— start of Supplied material —

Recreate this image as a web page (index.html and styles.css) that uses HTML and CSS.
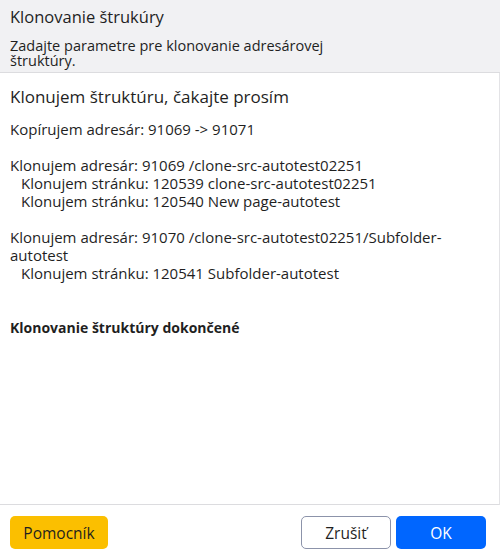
FILE: index.html
```html
<!DOCTYPE html>
<html lang="sk">
<head>
<meta charset="utf-8">
<link rel="stylesheet" href="styles.css">
</head>
<body>
<div class="dialog">
  <div class="header">
    <div class="title">Klonovanie štrukúry</div>
    <div class="subtitle">Zadajte parametre pre klonovanie adresárovej<br>štruktúry.</div>
  </div>
  <div class="content">
    <div class="heading">Klonujem štruktúru, čakajte prosím</div>
    <div class="log">
      <div class="line">Kopírujem adresár: 91069 -&gt; 91071</div>
      <div class="line blank"></div>
      <div class="line">Klonujem adresár: 91069 /clone-src-autotest02251</div>
      <div class="line sub">Klonujem stránku: 120539 clone-src-autotest02251</div>
      <div class="line sub">Klonujem stránku: 120540 New page-autotest</div>
      <div class="line blank"></div>
      <div class="line">Klonujem adresár: 91070 /clone-src-autotest02251/Subfolder-autotest</div>
      <div class="line sub">Klonujem stránku: 120541 Subfolder-autotest</div>
      <div class="line blank"></div>
      <div class="line blank"></div>
      <div class="line done">Klonovanie štruktúry dokončené</div>
    </div>
  </div>
  <div class="footer">
    <button class="btn btn-help">Pomocník</button>
    <div class="spacer"></div>
    <button class="btn btn-cancel">Zrušiť</button>
    <button class="btn btn-ok">OK</button>
  </div>
</div>
</body>
</html>
```

FILE: styles.css
```css
html, body {
  margin: 0;
  padding: 0;
  background: #ffffff;
}
body {
  font-family: "Open Sans", Lato, sans-serif;
  color: #1f1f1f;
}
.dialog {
  width: 500px;
  height: 560px;
  display: flex;
  flex-direction: column;
  box-sizing: border-box;
}
.header {
  background: #f1f1f3;
  border-bottom: 1px solid #dcdcdf;
  padding: 5px 10px 5px 10px;
  height: 73px;
  box-sizing: border-box;
}
.title {
  font-size: 16.5px;
  line-height: 24px;
}
.subtitle {
  font-size: 14.5px;
  line-height: 15px;
  margin-top: 9px;
}
.content {
  flex: 1;
  padding: 12px 10px 0 10px;
  border-right: 1px solid #e3e3e6;
  border-bottom: 1px solid #dcdcdf;
  box-sizing: border-box;
}
.heading {
  font-size: 17px;
  line-height: 24px;
  margin-bottom: 11px;
}
.log {
  font-size: 15px;
  line-height: 18px;
}
.line.blank {
  height: 18px;
}
.line.sub {
  padding-left: 11px;
}
.line.done {
  font-weight: bold;
  font-size: 14px;
  margin-top: 1px;
}
.footer {
  height: 55px;
  display: flex;
  align-items: center;
  padding: 0 14px 0 10px;
  gap: 5px;
  box-sizing: border-box;
}
.spacer {
  flex: 1;
}
.btn {
  font-family: "Open Sans", Lato, sans-serif;
  font-size: 15.5px;
  height: 33px;
  border-radius: 5px;
  border: 1px solid transparent;
  padding: 0;
  cursor: pointer;
}
.btn-help {
  width: 98px;
  background: #fbbf00;
  color: #1f1f1f;
}
.btn-cancel {
  width: 90px;
  background: #ffffff;
  border-color: #8c93aa;
  color: #1f1f1f;
}
.btn-ok {
  width: 90px;
  background: #0066ff;
  color: #ffffff;
}
```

— end of Supplied material —

Given problem: Write the listing above out again exactly, dropping each image.

Written response:
Recreate this image as a web page (index.html and styles.css) that uses HTML and CSS.
FILE: index.html
```html
<!DOCTYPE html>
<html lang="sk">
<head>
<meta charset="utf-8">
<link rel="stylesheet" href="styles.css">
</head>
<body>
<div class="dialog">
  <div class="header">
    <div class="title">Klonovanie štrukúry</div>
    <div class="subtitle">Zadajte parametre pre klonovanie adresárovej<br>štruktúry.</div>
  </div>
  <div class="content">
    <div class="heading">Klonujem štruktúru, čakajte prosím</div>
    <div class="log">
      <div class="line">Kopírujem adresár: 91069 -&gt; 91071</div>
      <div class="line blank"></div>
      <div class="line">Klonujem adresár: 91069 /clone-src-autotest02251</div>
      <div class="line sub">Klonujem stránku: 120539 clone-src-autotest02251</div>
      <div class="line sub">Klonujem stránku: 120540 New page-autotest</div>
      <div class="line blank"></div>
      <div class="line">Klonujem adresár: 91070 /clone-src-autotest02251/Subfolder-autotest</div>
      <div class="line sub">Klonujem stránku: 120541 Subfolder-autotest</div>
      <div class="line blank"></div>
      <div class="line blank"></div>
      <div class="line done">Klonovanie štruktúry dokončené</div>
    </div>
  </div>
  <div class="footer">
    <button class="btn btn-help">Pomocník</button>
    <div class="spacer"></div>
    <button class="btn btn-cancel">Zrušiť</button>
    <button class="btn btn-ok">OK</button>
  </div>
</div>
</body>
</html>
```

FILE: styles.css
```css
html, body {
  margin: 0;
  padding: 0;
  background: #ffffff;
}
body {
  font-family: "Open Sans", Lato, sans-serif;
  color: #1f1f1f;
}
.dialog {
  width: 500px;
  height: 560px;
  display: flex;
  flex-direction: column;
  box-sizing: border-box;
}
.header {
  background: #f1f1f3;
  border-bottom: 1px solid #dcdcdf;
  padding: 5px 10px 5px 10px;
  height: 73px;
  box-sizing: border-box;
}
.title {
  font-size: 16.5px;
  line-height: 24px;
}
.subtitle {
  font-size: 14.5px;
  line-height: 15px;
  margin-top: 9px;
}
.content {
  flex: 1;
  padding: 12px 10px 0 10px;
  border-right: 1px solid #e3e3e6;
  border-bottom: 1px solid #dcdcdf;
  box-sizing: border-box;
}
.heading {
  font-size: 17px;
  line-height: 24px;
  margin-bottom: 11px;
}
.log {
  font-size: 15px;
  line-height: 18px;
}
.line.blank {
  height: 18px;
}
.line.sub {
  padding-left: 11px;
}
.line.done {
  font-weight: bold;
  font-size: 14px;
  margin-top: 1px;
}
.footer {
  height: 55px;
  display: flex;
  align-items: center;
  padding: 0 14px 0 10px;
  gap: 5px;
  box-sizing: border-box;
}
.spacer {
  flex: 1;
}
.btn {
  font-family: "Open Sans", Lato, sans-serif;
  font-size: 15.5px;
  height: 33px;
  border-radius: 5px;
  border: 1px solid transparent;
  padding: 0;
  cursor: pointer;
}
.btn-help {
  width: 98px;
  background: #fbbf00;
  color: #1f1f1f;
}
.btn-cancel {
  width: 90px;
  background: #ffffff;
  border-color: #8c93aa;
  color: #1f1f1f;
}
.btn-ok {
  width: 90px;
  background: #0066ff;
  color: #ffffff;
}
```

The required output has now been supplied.